Be transparent with your team and let them disagree with you. “Hey here is everything i was planning on doing. This is why i think my current tasks are more important than this new item. Do folks agree? What is on everybody else’s plate right now? Can we see if anyone has something that is less important than this new thing?”

This little powwow can help clarify who is really the best person to take on the task, and it really doesn’t take long. It also has a side benefit that if folks are not clear on team priorities, then this meeting will reveal and address it frequently.


The Help Boomerang

I like to use something called the boomerang. It takes a little bit of guts, but not as much as flat out no. Basically when someone asks you for something, think about who else on the team might be able to take it off your plate. Tell the asker, “hey I’m swamped right now”, this is not a lie, you have other priorities, “can you go check with Tim, or Fred, and see if they can help. If they are booked too then lemme know and ill definitely help you out”. Easy. This allows you to give opportunity for another member to help, it frees up your time, but it also gives them the option to come back if they are still stuck.
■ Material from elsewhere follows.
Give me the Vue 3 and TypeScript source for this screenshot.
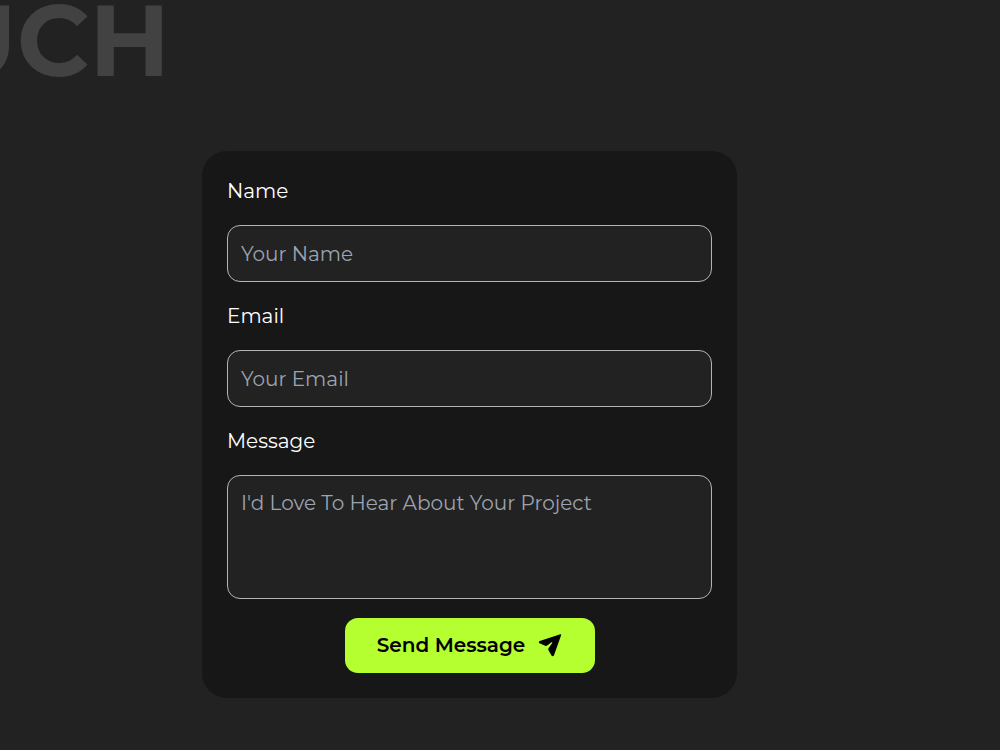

Helpful, but not distracted.



Conclusion

It should be our default response to say no to things that are not on our list of main goals, with the expectation (internal and external), that you may still have to do it anyways. What i mean is, when tasks come in, you first say, no i am working on XYZ which seems more important, BUT if no one else can do this thing, and it needs to get done, then i will get it done. The default is no, and we use tactics discussed to try and stay focused as possible. But the result is that we get done whatever needs to get done. That is ownership. The more we can focus on our goals, and remove everything else as distractions, the more successful we will be.